Elle tapota la main d’Esk aussi gentiment que possible. «  T’es un peu jeune pour ça, mais avec l’âge tu verras que la plupart des gens sortent pas beaucoup de leur tête. Toi pareil, ajouta-t-elle, sentencieuse.
- J’comprends pas.
- Le contraire m’aurait étonnée, fit brusquement Mémé, mais tu vas me citer cinq herbes pour les toux sèches. » "


Derrière cette petite histoire amusante qu’on dirait presque tirée d’un roman pour adolescents, se trouve en fait une idée très importante et fondamentale en sciences : le principe tautologique. Ici, on sourit de voir le jeu de mot créé par l’auteur (le traducteur, plus vraisemblablement), avec l’allusion à une phrase magnifique située à la fin de l’extrait ci-dessus : « La plupart des gens sortent pas beaucoup de leur tête ». Tout se passe dans la tête des gens, c’est la têtologie.

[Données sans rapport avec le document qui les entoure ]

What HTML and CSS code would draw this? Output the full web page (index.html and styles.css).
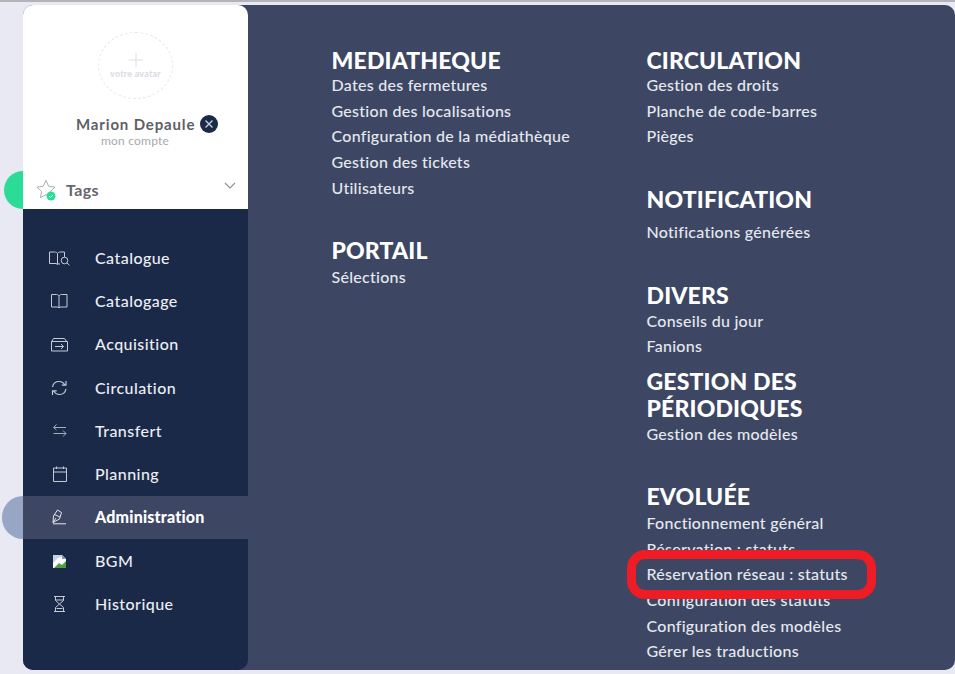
FILE: index.html
```html
<!DOCTYPE html>
<html lang="fr">
<head>
<meta charset="utf-8">
<title>Administration</title>
<link rel="stylesheet" href="styles.css">
</head>
<body>
<div class="app">
  <aside class="side">
    <div class="profile">
      <div class="avatar">
        <svg class="plus" width="16" height="16" viewBox="0 0 16 16"><path d="M8 1v14M1 8h14" stroke="#dcdde6" stroke-width="1" fill="none"/></svg>
        <span class="avatar-text">votre avatar</span>
      </div>
      <div class="name-row">
        <span class="name">Marion Depaule</span>
        <span class="close"><svg width="10" height="10" viewBox="0 0 10 10"><path d="M1.5 1.5l7 7M8.5 1.5l-7 7" stroke="#c8cede" stroke-width="1.4" fill="none"/></svg></span>
      </div>
      <div class="account">mon compte</div>
      <div class="tags">
        <svg class="star" width="22" height="22" viewBox="0 0 22 22"><path d="M10 1.500l2.700 5.800 6.300.8-4.600 4.300 1.200 6.300-5.600-3.100-5.600 3.100 1.200-6.300L.9 8.100l6.300-.8z" fill="none" stroke="#a9adb5" stroke-width="1"/><circle cx="15" cy="17" r="4.500" fill="#2cdc96"/><path d="M13 17l1.500 1.500 2.500-2.600" stroke="#fff" stroke-width="1" fill="none"/></svg>
        <span class="tags-label">Tags</span>
        <svg class="chev" width="12" height="7" viewBox="0 0 12 7"><path d="M1 1l5 5 5-5" stroke="#8b8f96" stroke-width="1.100" fill="none"/></svg>
      </div>
    </div>
    <nav class="nav">
      <a class="item"><svg class="ico" width="22" height="16" viewBox="0 0 22 16"><path d="M1.500 2h5c1.500 0 2.500.5 3 1.500.5-1 1.500-1.500 3-1.500h4v5M9.500 3.500v10.500M1.500 2v11.500h6.500l1.500 1 1.500-1M12 14h-1" stroke="#c5cad6" fill="none"/><circle cx="16.500" cy="10.500" r="3.300" stroke="#c5cad6" fill="none"/><path d="M19 13l2.500 2.300" stroke="#c5cad6" fill="none"/></svg><span>Catalogue</span></a>
      <a class="item"><svg class="ico" width="22" height="16" viewBox="0 0 22 16"><path d="M3.500 1.500h5c1 0 2 .5 2.500 1.500.5-1 1.500-1.500 2.500-1.500h5.500v12.500h-7l-1 1-1-1h-6.500zM11 3v11" stroke="#c5cad6" fill="none"/></svg><span>Catalogage</span></a>
      <a class="item"><svg class="ico" width="22" height="16" viewBox="0 0 22 16"><path d="M3.500 6l2-3.500h11l2.500 3.500M3.500 5.500h16v9.500h-16zM7 10.500h8.500M13 8l2.500 2.500-2.500 2.500" stroke="#c5cad6" fill="none"/></svg><span>Acquisition</span></a>
      <a class="item"><svg class="ico" width="22" height="16" viewBox="0 0 22 16"><path d="M4.500 7c.7-3.300 3.300-5.500 6.500-5.500 2.500 0 4.500 1.200 5.700 3.200M18 1v4.200h-4.200M18 9c-.7 3.300-3.300 5.500-6.500 5.500-2.500 0-4.500-1.200-5.700-3.200M4.500 15v-4.200h4.200" stroke="#c5cad6" stroke-width="1.200" fill="none"/></svg><span>Circulation</span></a>
      <a class="item"><svg class="ico" width="22" height="16" viewBox="0 0 22 16"><path d="M5.500 4.500h12.500M5.500 4.500l3-3M5.500 4.500l3 2.500M18 10.500h-12.500M18 10.500l-3-3M18 10.500l-3 3" stroke="#a6acba" fill="none"/></svg><span>Transfert</span></a>
      <a class="item"><svg class="ico" width="22" height="16" viewBox="0 0 22 16"><path d="M5.500 2h13v13.500h-13zM5.500 6h13M8.500 .5v2.500M15.500 .5v2.500" stroke="#c5cad6" fill="none"/></svg><span>Planning</span></a>
      <a class="item active"><svg class="ico" width="22" height="16" viewBox="0 0 22 16"><path d="M5 13.500l.5-6.500 4-6 4 2.500-2 6.500zM5 13.500l3-4.500M6.500 5.500l5.500 2.500M5 14.800h13" stroke="#e4e6ec" fill="none"/></svg><span>Administration</span></a>
      <a class="item"><svg class="ico" width="22" height="16" viewBox="0 0 22 16"><path d="M5 2h9l4 4v9H5z" fill="#fff"/><path d="M5 2h9v2l-4 1-5 5z" fill="#c3d2ee"/><path d="M6 15l5-5 3 2 4-4v7z" fill="#4f9e46"/><path d="M14 2l4 4h-4z" fill="#8b96ad"/></svg><span>BGM</span></a>
      <a class="item"><svg class="ico" width="22" height="16" viewBox="0 0 22 16"><path d="M6 .5h11M6 15.500h11M7.500.5v4l4 3.500-4 3.500v4M15.500.5v4l-4 3.500 4 3.500v4M7.500 4h8M8.500 12.500h6" stroke="#c5cad6" fill="none"/></svg><span>Historique</span></a>
    </nav>
  </aside>
  <main class="content">
    <div class="col">
      <section class="group first">
        <h2>MEDIATHEQUE</h2>
        <a>Dates des fermetures</a>
        <a>Gestion des localisations</a>
        <a>Configuration de la médiathèque</a>
        <a>Gestion des tickets</a>
        <a>Utilisateurs</a>
      </section>
      <section class="group portail">
        <h2>PORTAIL</h2>
        <a>Sélections</a>
      </section>
    </div>
    <div class="col">
      <section class="group first">
        <h2>CIRCULATION</h2>
        <a>Gestion des droits</a>
        <a>Planche de code-barres</a>
        <a>Pièges</a>
      </section>
      <section class="group notif">
        <h2>NOTIFICATION</h2>
        <a>Notifications générées</a>
      </section>
      <section class="group divers">
        <h2>DIVERS</h2>
        <a>Conseils du jour</a>
        <a>Fanions</a>
      </section>
      <section class="group perio">
        <h2>GESTION DES PÉRIODIQUES</h2>
        <a>Gestion des modèles</a>
      </section>
      <section class="group evol">
        <h2>EVOLUÉE</h2>
        <a>Fonctionnement général</a>
        <a>Réservation : statuts</a>
        <a class="marked">Réservation réseau : statuts</a>
        <a>Configuration des statuts</a>
        <a>Configuration des modèles</a>
        <a>Gérer les traductions</a>
      </section>
    </div>
  </main>
</div>
</body>
</html>
```
FILE: styles.css
```css
*, *::before, *::after { box-sizing: border-box; }
body {
  margin: 0;
  height: 674px;
  overflow: hidden;
  background: #e8e9f3;
  border-top: 2px solid #b4b4b8;
  padding: 3px 0 0 23px;
  font-family: "Lato", "Liberation Sans", sans-serif;
}
.app {
  display: flex;
  height: 665px;
  background: #3d4763;
  border-radius: 10px;
}
.side {
  width: 224.500px;
  flex: none;
  display: flex;
  flex-direction: column;
}
.profile {
  height: 204px;
  background: #fff;
  border-radius: 10px 10px 0 0;
  position: relative;
  display: flex;
  flex-direction: column;
  padding-top: 27px;
}
.avatar {
  width: 75px;
  height: 67px;
  margin-left: 75px;
  border: 1px dashed #e6e6ec;
  border-radius: 50%;
  display: flex;
  flex-direction: column;
  align-items: center;
  padding-top: 19px;
}
.plus { display: block; }
.avatar-text {
  font-size: 9px;
  font-weight: 900;
  letter-spacing: .2px;
  color: #dcdde6;
  margin-top: 1px;
  line-height: 10px;
  white-space: nowrap;
}
.name-row {
  display: flex;
  align-items: center;
  margin: 15px 0 0 53px;
  height: 20px;
}
.name {
  font-size: 15px;
  font-weight: 700;
  color: #5f5f66;
  letter-spacing: .85px;
}
.close {
  width: 18px;
  height: 18px;
  margin-left: 5px;
  border-radius: 50%;
  background: #1a2948;
  display: flex;
  align-items: center;
  justify-content: center;
}
.account {
  font-size: 12px;
  letter-spacing: .2px;
  color: #a9a9ae;
  margin: -1px 0 0 78px;
  line-height: 15px;
}
.tags {
  display: flex;
  align-items: center;
  height: 38px;
  margin-top: auto;
  padding-left: 13px;
  position: relative;
}
.tags::before {
  content: "";
  position: absolute;
  left: -19px;
  top: 0;
  width: 19px;
  height: 38px;
  background: #2cdc96;
  border-radius: 19px 0 0 19px;
}
.star { flex: none; }
.tags-label {
  margin-left: 8px;
  margin-bottom: 2px;
  font-size: 16px;
  font-weight: 700;
  color: #66666c;
  letter-spacing: .4px;
}
.chev { position: absolute; right: 12px; top: 11px; }
.nav {
  flex: 1;
  background: #1a2948;
  border-radius: 0 0 10px 10px;
  padding-top: 27px;
}
.item {
  display: flex;
  align-items: center;
  height: 43.300px;
  padding-left: 25px;
  font-size: 16px;
  letter-spacing: .45px;
  font-weight: 500;
  color: #eceef4;
  position: relative;
}
.item span { margin-left: 25px; position: relative; top: -.5px; }
.ico { flex: none; }
.active {
  background: #3d4763;
  font-weight: 900;
  letter-spacing: .2px;
  color: #fff;
}
.active::before {
  content: "";
  position: absolute;
  left: -21px;
  top: 0;
  width: 21px;
  height: 100%;
  background: #97a6c4;
  border-radius: 22px 0 0 22px;
}
.content {
  flex: 1;
  display: flex;
  padding-left: 84px;
  overflow: hidden;
}
.col { width: 315px; flex: none; }
.group h2 {
  margin: 0;
  font-size: 23px;
  line-height: 27px;
  font-weight: 900;
  letter-spacing: .15px;
  color: #fff;
}
.group a {
  display: block;
  height: 25.700px;
  line-height: 25.700px;
  font-size: 16px;
  letter-spacing: .27px;
  font-weight: 500;
  color: #e6e8ef;
}
.first { padding-top: 42px; }
.first h2 { margin-bottom: -2px; }
.portail { margin-top: 37px; }
.notif { margin-top: 37px; }
.notif h2 { margin-bottom: 6px; }
.divers { margin-top: 37px; }
.divers h2 { margin-bottom: -1px; }
.perio { margin-top: 9px; }
.perio h2 { width: 220px; margin-bottom: -1px; }
.evol { margin-top: 36px; }
.marked { position: relative; }
.marked::after {
  content: "";
  position: absolute;
  left: -20px;
  top: -11px;
  width: 249px;
  height: 49px;
  border: 9px solid #ee1c25;
  border-radius: 18px;
}
```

Mais revenons au principe tautologique. Pour faire simple, une tautologie c’est une sorte de "pléonasme redondant", si vous voyez ce que je veux dire. Exactement comme dans l’exemple qu’on a dans le texte : « t’es une sorcière parce que tu portes le chapeau ; tu portes le chapeau parce que t’es une sorcière ». On ne sait pas ce qui est la cause et ce qui est la conséquence. On tombe dans une jolie impasse aporétique. On ne sait pas ce qui, entre le fait de porter le chapeau ou le fait d’être une sorcière, vient en Premier. Lequel des deux faits est plus fondamental que l’autre, en tout cas dans l'esprit des gens du Disque pour l'exemple en question.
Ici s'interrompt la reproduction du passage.